Success Measured by Deposit Count
When reviewing the increase in deposit counts between months two and three, every sub-group in every category had an increase. However, not all increases are created equal. These are the spreads for each of the subsets:
- Client Geographical Region: 6.33% (Low: 31.23%; High: 37.56%)
- Client Residence Status: 8.08% (Low: 29.12%; High: 37.20% )
- Client Age Group: 61.23% (Low: 17.12%; High: 78.35%)
Region | % Change in Count |
---|---|
Northeast | 37.56% |
West | 36.26% |
Midwest | 33.87% |
South | 31.23% |
Residence Status | % Change in Count |
---|---|
Own | 37.20% |
Rent | 29.12% |
Age Group | % Change in Count |
---|---|
20s | 78.35% |
30s | 43.19% |
40s | 36.40% |
50s | 32.47% |
60s | 27.68% |
70s | 28.65% |
80s | 21.28% |
90s + | 17.12% |
From this, we can posit that individual regions and residence statuses did not play a huge role in the campaign success. However, client age had a direct impact on the overall success. Specifically, there's a strong trend that younger clients were more likely to act on the campaign than older clients.

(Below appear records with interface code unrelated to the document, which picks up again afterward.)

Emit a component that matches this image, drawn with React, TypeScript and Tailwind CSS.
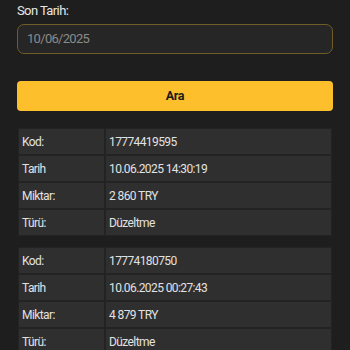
const records = [
  { kod: '17774419595', tarih: '10.06.2025 14:30:19', miktar: '2 860 TRY', turu: 'Düzeltme' },
  { kod: '17774180750', tarih: '10.06.2025 00:27:43', miktar: '4 879 TRY', turu: 'Düzeltme' },
];

function RecordTable({ r }: { r: (typeof records)[number] }) {
  const rows = [
    ['Kod:', r.kod],
    ['Tarih', r.tarih],
    ['Miktar:', r.miktar],
    ['Türü:', r.turu],
  ];
  return (
    <div className="mx-[18px] grid grid-cols-[85px_1fr] gap-[2px] bg-[#232323] p-[1px]">
      {rows.map(([label, value]) => (
        <div key={label} className="contents">
          <div className="flex h-[25px] items-center bg-[#2f2f2f] pl-[3px] text-[12px] tracking-[-0.6px] text-[#e2e2e2]">{label}</div>
          <div className="flex h-[25px] items-center bg-[#2f2f2f] pl-[3px] text-[12px] tracking-[-0.6px] text-[#e2e2e2]">{value}</div>
        </div>
      ))}
    </div>
  );
}

export default function App() {
  return (
    <div className="min-h-screen bg-[#1e1e1e] pt-[2px] font-['Roboto',sans-serif]">
      <div className="px-[17px]">
        <p className="text-[13px] leading-[18px] tracking-[-0.6px] text-[#e6e6e6]">Son Tarih:</p>
        <div className="mt-[4px] flex h-[30px] items-center rounded-[7px] border border-[#6f5c26] bg-[#262626] px-[9px] text-[13px] tracking-[-0.7px] text-[#8a8a8a]">
          10/06/2025
        </div>
        <button className="mt-[27px] flex h-[30px] w-full items-center justify-center rounded-[4px] bg-[#fdbf2c] text-[12.5px] font-bold tracking-[-0.4px] text-[#1a1a1a]">
          Ara
        </button>
      </div>
      <div className="mt-[17px] flex flex-col gap-[11px]">
        {records.map((r) => (
          <RecordTable key={r.kod} r={r} />
        ))}
      </div>
    </div>
  );
}
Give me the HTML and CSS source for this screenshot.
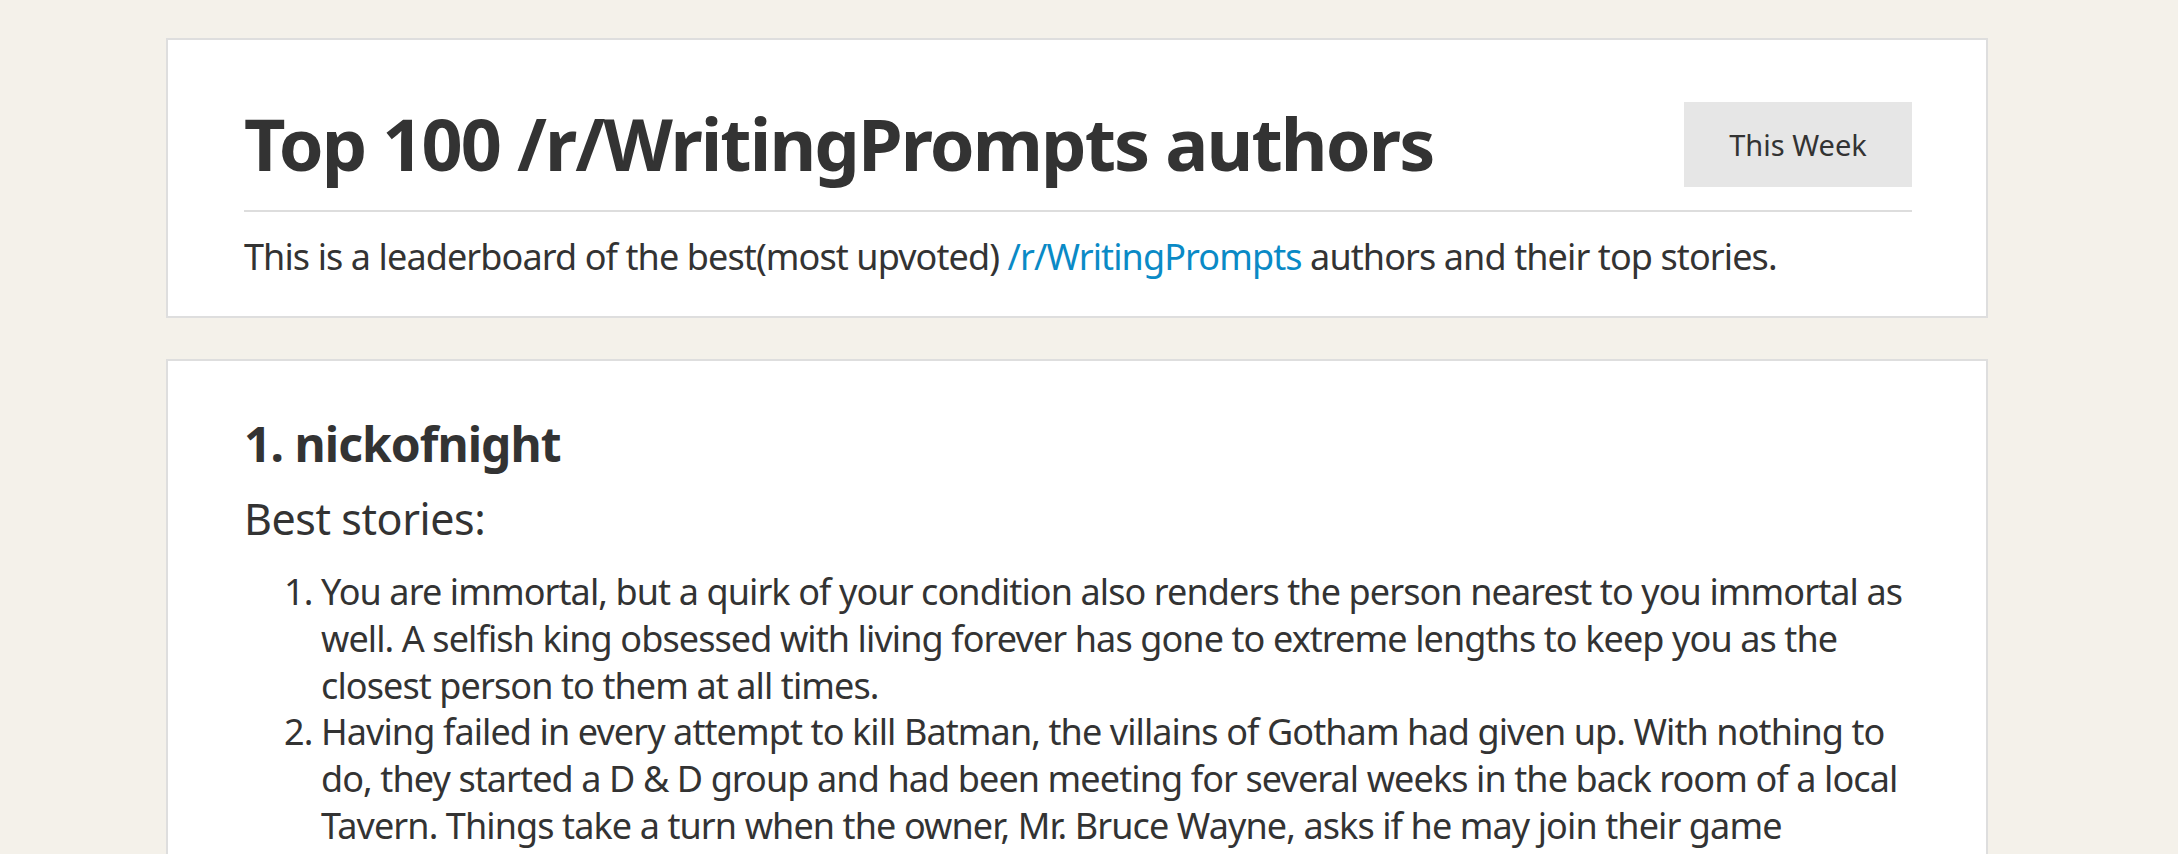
FILE: index.html
```html
<!DOCTYPE html>
<html lang="en">
<head>
<meta charset="utf-8">
<title>Top 100 /r/WritingPrompts authors</title>
<link rel="stylesheet" href="styles.css">
</head>
<body>
<main class="page">
  <section class="card intro">
    <div class="intro-head">
      <h1 class="title">Top 100 /r/WritingPrompts authors</h1>
      <button class="period-btn" type="button">This Week</button>
    </div>
    <hr class="rule">
    <p class="lead">This is a leaderboard of the best(most upvoted) <a class="link" href="#">/r/WritingPrompts</a> authors and their top stories.</p>
  </section>

  <section class="card author">
    <h2 class="author-name">1. nickofnight</h2>
    <h3 class="stories-label">Best stories:</h3>
    <ol class="stories">
      <li>You are immortal, but a quirk of your condition also renders the person nearest to you immortal as well. A selfish king obsessed with living forever has gone to extreme lengths to keep you as the closest person to them at all times.</li>
      <li>Having failed in every attempt to kill Batman, the villains of Gotham had given up. With nothing to do, they started a D &amp; D group and had been meeting for several weeks in the back room of a local Tavern. Things take a turn when the owner, Mr. Bruce Wayne, asks if he may join their game</li>
    </ol>
  </section>
</main>
</body>
</html>
```

FILE: styles.css
```css
html, body {
  margin: 0;
  padding: 0;
}

body {
  background: #f4f1ea;
  color: #333333;
  font-family: "Noto Sans", "Open Sans", "Liberation Sans", sans-serif;
  font-size: 36px;
  line-height: 1.3;
  letter-spacing: -0.025em;
}

.page {
  width: 1822px;
  margin-left: 166px;
  padding-top: 38px;
  display: flex;
  flex-direction: column;
  gap: 41px;
}

.card {
  background: #ffffff;
  border: 2px solid #dedede;
  padding: 0 74px 0 76px;
}

.intro {
  padding-top: 60px;
  padding-bottom: 35px;
}

.intro-head {
  display: flex;
  align-items: center;
  justify-content: space-between;
}

.title {
  margin: 0;
  font-size: 72px;
  font-weight: 700;
  line-height: 1.2;
  letter-spacing: -0.026em;
}

.period-btn {
  background: #e6e6e6;
  border: none;
  color: #333333;
  font-family: "Noto Sans", "Open Sans", "Liberation Sans", sans-serif;
  font-size: 29px;
  letter-spacing: 0;
  width: 228px;
  height: 85px;
  padding: 0;
  margin-top: 2px;
  cursor: pointer;
}

.rule {
  border: none;
  height: 2px;
  background: #dddddd;
  margin: 23px 0 22px;
}

.lead {
  margin: 0;
}

.link {
  color: #0a8ac6;
  text-decoration: none;
}

.author {
  padding-top: 54px;
  padding-bottom: 40px;
}

.author-name {
  margin: 0;
  font-size: 48px;
  font-weight: 700;
  line-height: 1.2;
  letter-spacing: -0.02em;
}

.stories-label {
  margin: 21px 0 0;
  font-size: 43px;
  font-weight: 400;
  line-height: 1.2;
  letter-spacing: -0.01em;
}

.stories {
  margin: 24px 0 0;
  padding-left: 77px;
}
```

Success Measured by Dollar Amount of Deposits
For increases in the dollar amount deposited between months two and three, though, there was not an increase in every sub-group. Rather, while clients in their 90's and above did increase the number of deposits, there was actually a decrease in the total dollar amount deposited. The rest of the subsets did show an increase, though, with the following ranges represented:
- Client Geographical Region: 6.64% (Low: 29.09%; High: 35.73%)

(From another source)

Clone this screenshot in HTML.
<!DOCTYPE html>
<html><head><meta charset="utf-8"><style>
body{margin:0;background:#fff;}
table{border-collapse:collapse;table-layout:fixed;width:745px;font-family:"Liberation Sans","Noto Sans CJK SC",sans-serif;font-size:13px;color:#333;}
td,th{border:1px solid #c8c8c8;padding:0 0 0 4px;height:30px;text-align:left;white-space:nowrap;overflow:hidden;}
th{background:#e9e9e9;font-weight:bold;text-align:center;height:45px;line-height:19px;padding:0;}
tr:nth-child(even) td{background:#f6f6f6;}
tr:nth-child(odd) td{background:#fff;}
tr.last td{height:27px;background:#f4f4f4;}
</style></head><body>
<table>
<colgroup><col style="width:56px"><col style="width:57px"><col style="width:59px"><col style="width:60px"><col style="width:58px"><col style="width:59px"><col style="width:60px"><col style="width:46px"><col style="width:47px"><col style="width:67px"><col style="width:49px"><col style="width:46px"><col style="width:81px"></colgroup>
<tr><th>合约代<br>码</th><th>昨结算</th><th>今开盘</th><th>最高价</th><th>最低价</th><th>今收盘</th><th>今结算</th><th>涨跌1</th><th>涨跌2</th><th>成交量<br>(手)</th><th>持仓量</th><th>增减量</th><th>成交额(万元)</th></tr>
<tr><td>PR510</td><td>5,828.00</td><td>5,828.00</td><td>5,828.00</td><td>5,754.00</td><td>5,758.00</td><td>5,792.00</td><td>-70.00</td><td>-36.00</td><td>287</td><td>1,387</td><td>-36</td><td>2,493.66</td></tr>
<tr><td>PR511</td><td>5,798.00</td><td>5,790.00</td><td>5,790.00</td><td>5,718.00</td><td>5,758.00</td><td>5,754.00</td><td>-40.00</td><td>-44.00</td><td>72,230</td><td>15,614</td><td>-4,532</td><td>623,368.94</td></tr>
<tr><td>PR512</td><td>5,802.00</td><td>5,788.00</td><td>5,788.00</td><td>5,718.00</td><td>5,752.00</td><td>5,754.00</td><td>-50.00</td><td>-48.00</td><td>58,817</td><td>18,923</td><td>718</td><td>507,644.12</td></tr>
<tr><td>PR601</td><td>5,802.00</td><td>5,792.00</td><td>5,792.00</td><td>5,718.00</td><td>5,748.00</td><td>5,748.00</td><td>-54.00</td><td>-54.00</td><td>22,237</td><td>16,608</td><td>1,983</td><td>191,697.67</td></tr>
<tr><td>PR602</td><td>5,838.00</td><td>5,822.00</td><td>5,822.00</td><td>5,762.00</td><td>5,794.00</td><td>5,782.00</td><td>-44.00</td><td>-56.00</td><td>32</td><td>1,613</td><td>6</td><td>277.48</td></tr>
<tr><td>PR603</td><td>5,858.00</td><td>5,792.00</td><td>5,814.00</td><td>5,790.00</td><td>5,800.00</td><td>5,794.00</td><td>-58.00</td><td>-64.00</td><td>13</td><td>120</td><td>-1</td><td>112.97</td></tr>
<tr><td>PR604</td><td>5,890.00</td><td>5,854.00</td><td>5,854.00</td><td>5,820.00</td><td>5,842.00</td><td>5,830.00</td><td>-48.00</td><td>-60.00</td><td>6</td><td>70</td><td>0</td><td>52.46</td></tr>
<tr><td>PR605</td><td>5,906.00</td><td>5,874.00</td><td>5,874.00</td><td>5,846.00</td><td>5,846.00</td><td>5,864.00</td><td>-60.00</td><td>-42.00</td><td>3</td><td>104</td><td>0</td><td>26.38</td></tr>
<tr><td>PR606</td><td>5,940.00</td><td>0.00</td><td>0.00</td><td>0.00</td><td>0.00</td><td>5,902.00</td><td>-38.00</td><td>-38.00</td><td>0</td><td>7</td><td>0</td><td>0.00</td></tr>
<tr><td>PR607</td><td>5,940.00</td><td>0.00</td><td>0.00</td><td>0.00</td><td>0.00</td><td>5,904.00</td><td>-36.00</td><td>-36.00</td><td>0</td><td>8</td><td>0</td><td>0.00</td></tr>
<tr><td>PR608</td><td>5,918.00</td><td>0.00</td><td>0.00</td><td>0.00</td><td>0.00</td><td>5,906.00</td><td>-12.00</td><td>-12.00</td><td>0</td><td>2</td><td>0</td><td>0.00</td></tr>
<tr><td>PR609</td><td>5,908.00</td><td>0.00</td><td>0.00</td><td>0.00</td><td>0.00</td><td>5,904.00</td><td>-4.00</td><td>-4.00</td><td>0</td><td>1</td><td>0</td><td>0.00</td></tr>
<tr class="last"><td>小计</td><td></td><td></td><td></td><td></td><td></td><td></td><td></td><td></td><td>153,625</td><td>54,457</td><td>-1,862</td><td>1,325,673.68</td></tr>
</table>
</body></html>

- Client Residence Status: 7.07% (Low: 27.59%; High: 34.66% )
- Client Age Group*: 56.75% (Low: 19.30%; High: 76.05%)
*Removing clients in their 90's and above, who showed a decrease in dollar amounts deposited
Region | % Change in Amount |
---|---|
Northeast | 35.73% |
West | 35.15% |
Midwest | 30.31% |
South | 29.09% |
Residence Status | % Change in Amount |
---|---|
Own | 34.66% |
Rent | 27.59% |
Age Group | % Change in Amount |
---|---|
20s | 76.05% |
30s | 42.81% |
40s | 37.88% |
50s | 31.84% |
60s | 26.19% |
70s | 24.29% |
80s | 19.30% |
90s + | -12.31% |
The trends shown in the number of deposits continued in the total dollar amount deposited per sub-group: geographical region and residence status had minimal imact on the campaign efficacy, while client ages had a clear impact on campaign success; younger age groups had better response to the campaign than older age groups.
Recommended Next Steps
While the campaign was generally successfull, there are three things mentioned in this analysis which require further review:
- Decreases in both deposit counts and dollar amounts deposited after the campaign
- The impact of intersectionality on campaign success
- Identifying priority clients to get the best ROI on campaign expenses
Post-Campaign Decreases
While the campaign showed initial success we would want to consider long-term effects on clients. An influx in payments over a single month is beneficial to both Company A and clients, but if the accounts quickly revert to historical payment schedules then the overall benefit of the campaign is reduced. As such, we would want to identify a plan to ensure ongoing success.
Impact of Intersectionality
In general, it seems as if client age groups played the bigged role in the overall success of the campaign. However, some deeper analysis to identify the combined subsets of customers on whom the campaign was most effective would benefit the final point of identifying priority clients.
Priority Clients
Finally, after deeper analysis to hone in on the combined client subsets who had the best camapgin reponse, we can refine the campaign to further focus on those client groups. This would help improve the overall efficacy of the campaign. Alogn with that, we could also get a better understanding of the worst-performing subsets to design a plan to invigorate those groups using their own specialized campaigns.